Se Silvio Berlusconi alla fine rinuncerà a candidarsi per il Quirinale, sarà solo per salvaguardare l'interesse del Paese, per dimostrare ancora una volta che le sue legittime ambizioni vengono sempre dopo l'Italia. Perché il Cavaliere trova «ingeneroso» e «ingiusto» essere additato come «divisivo» dopo che per dieci anni ha garantito la stabilità e la governabilità. Un senso di responsabilità che gli è costato anche in termini di voti e che oggi è stato ripagato con la solita campagna di intimidazione dentro e fuori la penisola.
Dentro da una sinistra che, malgrado sia a corto di consensi e divisa come non mai, reitera i vecchi metodi della delegittimazione, dell'anti-berlusconismo di maniera con cui copre un vuoto di contenuti. Fuori dalle solite pressioni che ricordano, in scala minore, quelle che portarono alla crisi del suo governo nel 2011, ma che in questa edizione assumono dei connotati quasi caricaturali: prima i vari Financial Times, Bloomberg, Economist hanno appoggiato l'ipotesi che Mario Draghi restasse a Palazzo Chigi; ora al grido «contrordine mercati» perorano l'idea che vada al Quirinale. Viene da piangere perché ci trattano come il Paese di Pulcinella. Un dato su cui dovrebbe riflettere chi come Giorgia Meloni teorizza un presidente patriota (sempreché non sia solo retorica) e chi come Matteo Salvini si appella tutti i giorni all'italianità.
Già, proprio loro dovrebbero essere grati a Berlusconi per la battaglia che ha portato avanti, perché un domani lo stesso armamentario e la stessa campagna intimidatoria sarà messa in campo - non ci vuole fantasia nel prevedere i comportamenti di certi mondi - contro il «sovranista» Salvini o la «fascista» Meloni. E, invece, da giorni chiedono vertici e di sapere numeri e nomi: pretesa infantile in frangenti di questo tipo, che un tempo avrebbe fatto ridere a crepapelle qualunque capocorrente democristiano alle prese con l'elezione del capo dello Stato.

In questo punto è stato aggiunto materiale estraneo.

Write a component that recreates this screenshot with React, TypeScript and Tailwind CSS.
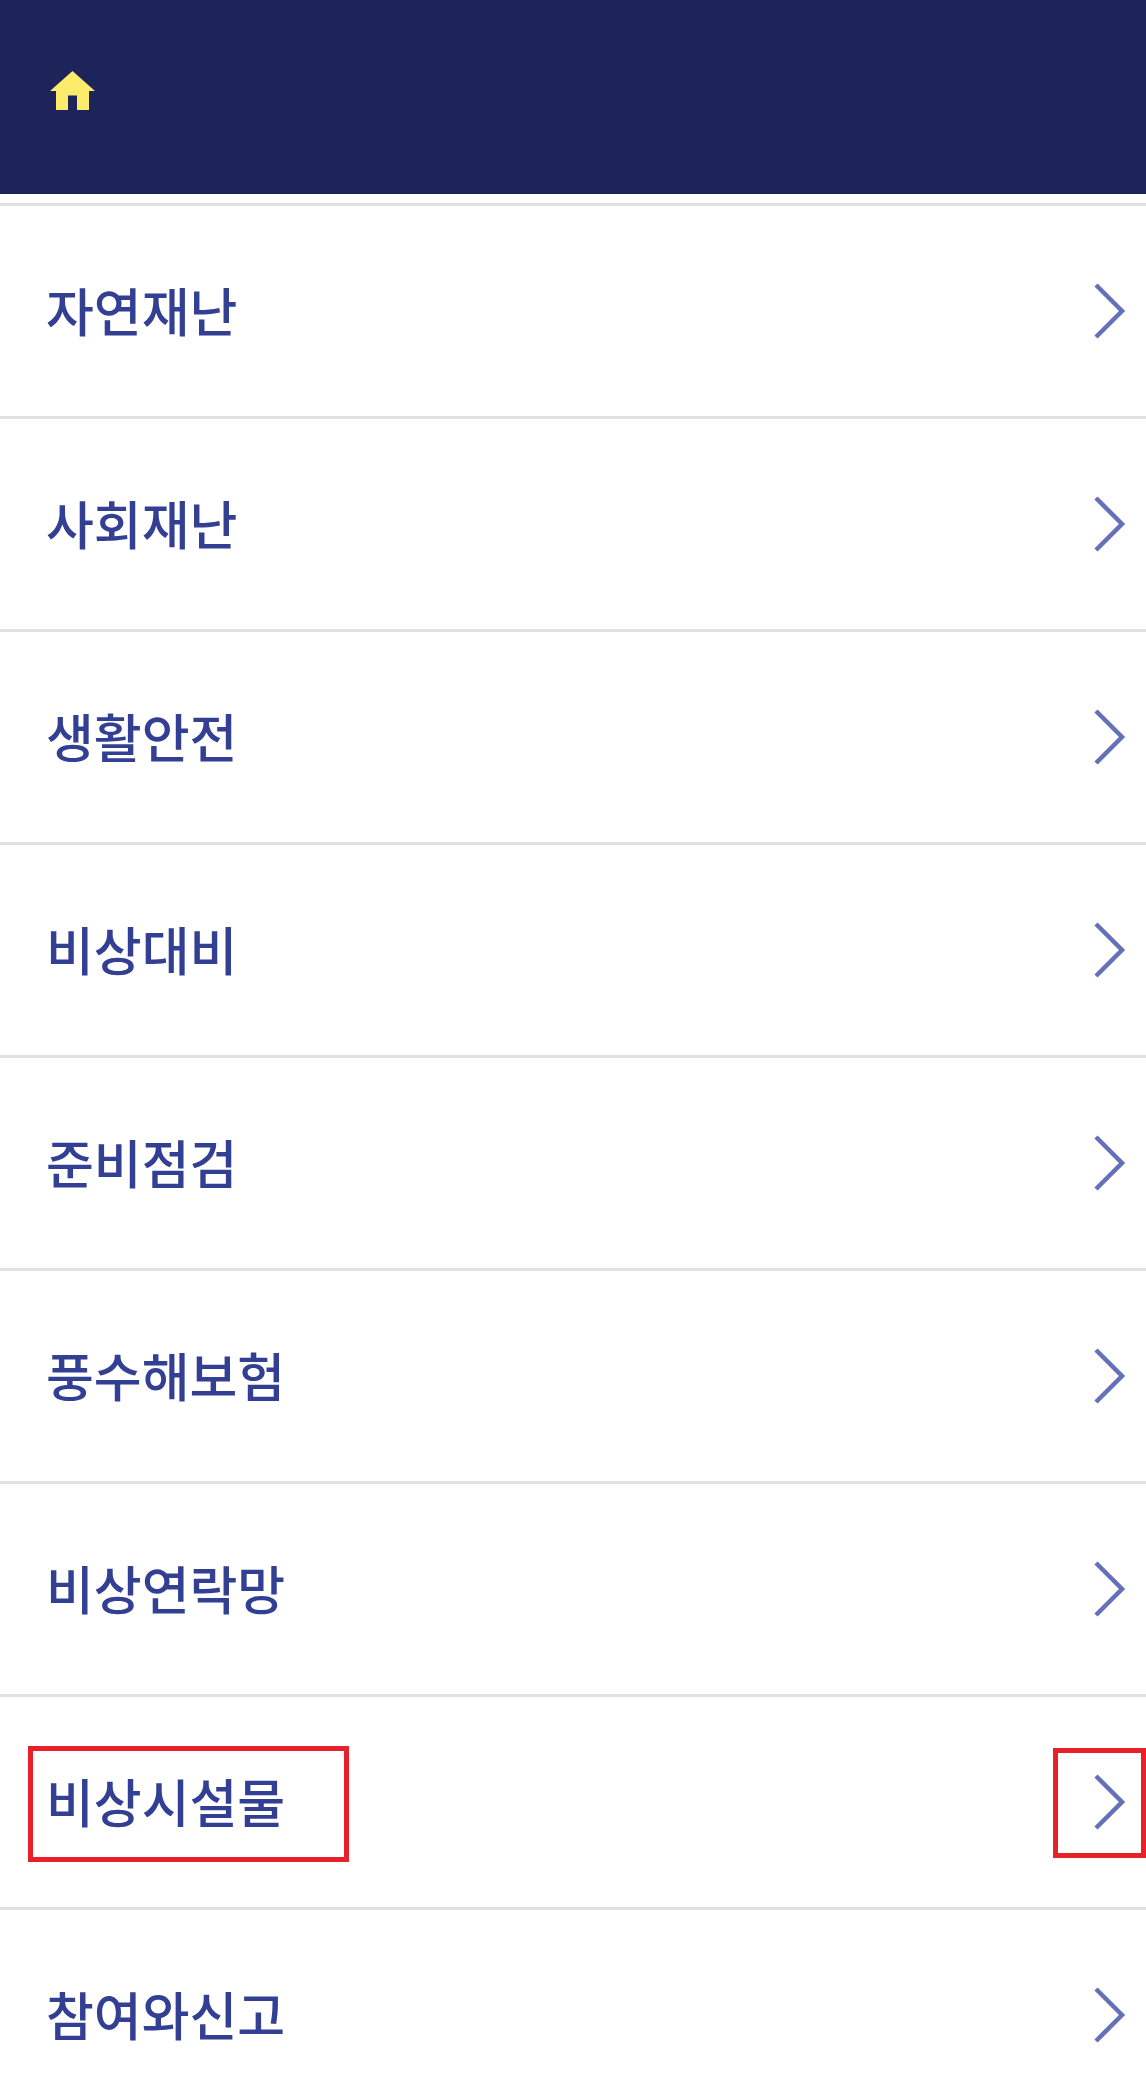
const menuItems = ['자연재난', '사회재난', '생활안전', '비상대비', '준비점검', '풍수해보험', '비상연락망', '비상시설물', '참여와신고'];

function HomeIcon() {
  return (
    <svg width="45" height="39" viewBox="0 0 45 39" fill="none">
      <path d="M22.5 0 L45 20 H39 V39 H27 V24.5 H18 V39 H6 V20 H0 Z" fill="#fdeb6c" />
    </svg>
  );
}

function Chevron() {
  return (
    <svg width="32" height="56" viewBox="0 0 32 56" fill="none">
      <path d="M2 2 L28 28 L2 54" stroke="#6470ba" strokeWidth="4.5" strokeLinecap="butt" />
    </svg>
  );
}

export default function App() {
  return (
    <div className="h-[2084px] w-full overflow-hidden bg-white font-['Noto_Sans_CJK_KR','Noto_Sans',sans-serif]">
      <header className="flex h-[194px] items-center bg-[#1c2459] pb-[13px] pl-[50px]">
        <HomeIcon />
      </header>
      <nav className="mt-[9px]">
        <ul>
          {menuItems.map((item) => (
            <li key={item} className="relative flex h-[213px] items-center justify-between border-t-[3px] border-[#e0e0e0] pl-[46px] pr-[20px]">
              <span className="mb-[3px] text-[52px] font-medium leading-none text-[#323f93]">{item}</span>
              <Chevron />
              {item === '비상시설물' && (
                <>
                  <div className="absolute left-[28px] top-[49px] h-[116px] w-[321px] border-[5px] border-[#e8202a]" />
                  <div className="absolute right-0 top-[51px] h-[110px] w-[93px] border-[5px] border-[#e8202a]" />
                </>
              )}
            </li>
          ))}
        </ul>
      </nav>
    </div>
  );
}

Per cui certo sarebbe meglio che il Cavaliere scendesse in campo alla quarta votazione per tentare la sua corsa e, contemporaneamente, se non fosse eletto, verificare sulla sua candidatura l'unità del centrodestra. Un centrodestra che forte dei suoi numeri, se non ci fossero defezioni e doppi giochi, a quel punto, potrebbe dare le carte in questa partita. Sarebbe meglio, appunto, ma non si può pretendere che Berlusconi combatta sempre da solo questa battaglia, subendo addirittura la diffidenza o l'assenza di collaborazione dei suoi stessi alleati.
Quelli che paradossalmente dovrebbero spingerlo a tentare l'impresa. Anche perché nella mente del personaggio l'interesse del Paese viene prima di tutto. Insieme a quello dell'alleanza che ha fondato e alla quale, magari unico, ancora crede.